The other feature are collectibles. Throughout the castle, there’s furniture and various other knick-knacks to collect. Once collected, these are listed in a collectibles screen and placed as decorations in a special room within the castle. Apart from being something to look for, this doesn’t serve any other function as far as I can tell.
So, to recap, the features of Castlevania: Harmony of Dissonance:
- Semi-open world made more open by killing bosses, finding relics and other items which grant abilities and allow the player to open up more areas of the world.
- Leveling up mechanics as well as stat upgrade items.
- Equipment consisting of a weapon modification and armor slot, as well as three additional slots. Items grant stat upgrades or special abilities and effects.
- Permanent HP and heart upgrades scattered throughout the castle. There are no MP upgrades this time.
- Consumables, naturally.
- Special stones that modify the Vampire Hunter whip when equipped, giving it special abilities.
- Spell books that modify the equipped sub-weapon attack and cause it to cost MP instead of hearts.
- Collectible furniture and knick-knacks, used to decorate a special room in the castle.
- A monster encyclopedia giving information about monster stats and item drops.
Flow of the game – how it plays
What with there being two versions of the castle, there seems to be a lot more branching paths in Harmony of Dissonance.
It was common for me to miss a save room or wander around aimlessly, not being sure if I’m going in the right direction. The thing is, though, if you can get there, it is the right direction. For the most part, you just might end up making it a bit harder for yourself by doing two bosses in less then optimal order.
The world definitely feels bigger and more open, though.
As far as Juste controls, I already said it’s a bit floatier and a lot less stiff. It’s still precise, though, and I never felt like the controls were at fault for me messing up. Simply put, you feel a bit less constrained with the controls this time, but still completely in control.
You start out with a left and right dash move (using the shoulder buttons), as well as a slide. The dash moves can be spammed in quick succession, so overall, you can move a lot faster through the castle. Long vertical rooms are made a lot less tedious this way, for one.
I’m not sure how far in the game I actually am. I’ve been playing for close to three hours and beaten a whole bunch of bosses, but I have less than half of the relics, only one of the spell books and overall, I haven’t seen many of the common higher level enemies.
The fact that there are two castles also makes is difficult to assess how far I’ve gotten. What I can say is that I’ve died plenty of times, so the actual game time might be closer to four hours.
In Circle of the Moon, character progression was relatively rare and in big steps.
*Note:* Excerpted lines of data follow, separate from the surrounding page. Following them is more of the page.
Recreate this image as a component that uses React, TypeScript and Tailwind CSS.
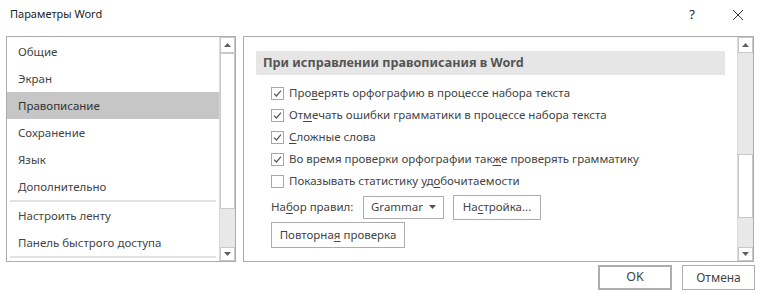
import React from "react";

const font = { fontFamily: '"Segoe UI", "Noto Sans", "Open Sans", sans-serif' };

function U({ children }: { children: React.ReactNode }) {
  return <span className="underline underline-offset-[2px]">{children}</span>;
}

function Check({ checked }: { checked: boolean }) {
  return (
    <span className="w-[13px] h-[13px] border border-[#a8a8a8] bg-white flex items-center justify-center shrink-0">
      {checked && (
        <svg width="9" height="9" viewBox="0 0 9 9">
          <path d="M1 4.6 L3.4 7 L8 1.6" fill="none" stroke="#555" strokeWidth="1.2" />
        </svg>
      )}
    </span>
  );
}

function Scrollbar({ thumbTop, thumbH }: { thumbTop: number; thumbH: number }) {
  return (
    <div className="w-[16px] h-full flex flex-col bg-[#e8e8e8] border-l border-[#d9d9d9]">
      <div className="h-[16px] border border-[#c8c8c8] bg-white flex items-center justify-center">
        <svg width="7" height="4" viewBox="0 0 7 4"><path d="M0 4 L3.5 0 L7 4Z" fill="#606060" /></svg>
      </div>
      <div className="flex-1 relative">
        <div
          className="absolute left-0 right-0 border border-[#c8c8c8] bg-white"
          style={{ top: thumbTop, height: thumbH }}
        />
      </div>
      <div className="h-[14px] bg-white border border-[#c8c8c8] flex items-center justify-center">
        <svg width="7" height="4" viewBox="0 0 7 4"><path d="M0 0 L3.5 4 L7 0Z" fill="#606060" /></svg>
      </div>
    </div>
  );
}

export default function App() {
  const items1 = ["Общие", "Экран", "Правописание", "Сохранение", "Язык", "Дополнительно"];
  const items2 = ["Настроить ленту", "Панель быстрого доступа"];
  return (
    <div className="w-[760px] h-[294px] bg-white text-[11.5px] text-[#444] flex flex-col overflow-hidden" style={font}>
      <div className="h-[36px] flex items-start pt-[5px] pl-[10px] pr-[16px]">
        <span className="text-[11px] text-[#222] mt-[1px]">Параметры Word</span>
        <span className="ml-auto mr-[37px] text-[#222] text-[13px]">?</span>
        <svg width="12" height="12" viewBox="0 0 12 12" className="mt-[4px]">
          <path d="M1 1 L11 11 M11 1 L1 11" stroke="#333" strokeWidth="1" />
        </svg>
      </div>
      <div className="flex px-[6px] gap-[7px] h-[226px]">
        <div className="w-[230px] h-full border border-[#ababab] flex">
          <div className="flex-1 pt-[1px]">
            {items1.map((t) => (
              <div
                key={t}
                className={`h-[27px] flex items-center pl-[11px] ${t === "Правописание" ? "bg-[#c6c6c6] text-[#333]" : ""}`}
              >
                {t}
              </div>
            ))}
            <div className="mx-[3px] h-[2px] bg-[#e2e2e2]" />
            {items2.map((t) => (
              <div key={t} className="h-[27px] flex items-center pl-[11px]">
                {t}
              </div>
            ))}
            <div className="mx-[3px] h-[2px] bg-[#e2e2e2]" />
          </div>
          <Scrollbar thumbTop={0} thumbH={156} />
        </div>
        <div className="flex-1 h-full border border-[#ababab] flex">
          <div className="flex-1 pt-[14px] pl-[12px] pr-[12px]">
            <div className="h-[24px] bg-[#e6e6e6] flex items-center pl-[7px] font-bold text-[12.6px] text-[#555]">
              При исправлении правописания в Word
            </div>
            <div className="mt-[7px] pl-[15px] flex flex-col">
              <div className="h-[22px] flex items-center gap-[5px]"><Check checked /><span>Про<U>в</U>ерять орфографию в процессе набора текста</span></div>
              <div className="h-[22px] flex items-center gap-[5px]"><Check checked /><span>От<U>м</U>ечать ошибки грамматики в процессе набора текста</span></div>
              <div className="h-[22px] flex items-center gap-[5px]"><Check checked /><span><U>С</U>ложные слова</span></div>
              <div className="h-[22px] flex items-center gap-[5px]"><Check checked /><span>Во время проверки орфографии так<U>ж</U>е проверять грамматику</span></div>
              <div className="h-[22px] flex items-center gap-[5px]"><Check checked={false} /><span>Показывать статистику уд<U>о</U>бочитаемости</span></div>
              <div className="mt-[3px] h-[24px] flex items-center">
                <span className="w-[92px]">На<U>б</U>ор правил:</span>
                <div className="w-[81px] h-[23px] border border-[#acacac] flex items-center pl-[7px] pr-[7px]">
                  <span>Grammar</span>
                  <svg width="7" height="4" viewBox="0 0 7 4" className="ml-auto"><path d="M0 0 L3.5 4 L7 0Z" fill="#555" /></svg>
                </div>
                <div className="ml-[9px] w-[88px] h-[25px] border border-[#acacac] flex items-center justify-center">
                  <span>На<U>с</U>тройка...</span>
                </div>
              </div>
              <div className="mt-[3px] w-[134px] h-[26px] border border-[#acacac] flex items-center justify-center">
                <span>Повторна<U>я</U> проверка</span>
              </div>
            </div>
          </div>
          <Scrollbar thumbTop={101} thumbH={64} />
        </div>
      </div>
      <div className="flex justify-end gap-[10px] pr-[5px] pt-[3px]">
        <div className="w-[74px] h-[25px] border-2 border-[#adadad] flex items-center justify-center text-[12.5px]">OK</div>
        <div className="w-[73px] h-[25px] border border-[#adadad] flex items-center justify-center text-[12px]">Отмена</div>
      </div>
    </div>
  );
}
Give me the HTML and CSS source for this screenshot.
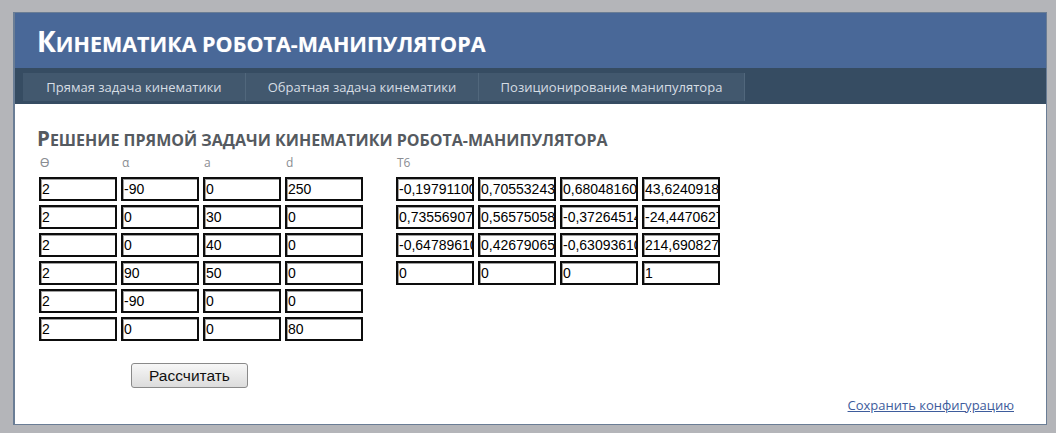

In Harmony of Dissonance, it was made far more gradual, but there’s still a very noticeable difference between a couple of character levels and an item or two.
The world and the feel
There’s a lot of stuff on the screen, much more than in Circle of the Moon. Effects are used liberally, but the art itself seems a bit less detailed. Overall, though, the atmosphere of Castlevania is there in full effect.
As always, it’s difficult, but rewarding.
In my specific case, playing Harmony feels better than playing Circle of the Moon, because the way Juste controls is better suited for the Archos Gamepad.
As with Circle of the Moon, my next report will be once the game is completed and no sooner than that.
If I discover any new mechanics or features, I’ll make a recap of that and then maybe compare it to Circle of the Moon with a bit more structure to the comparison.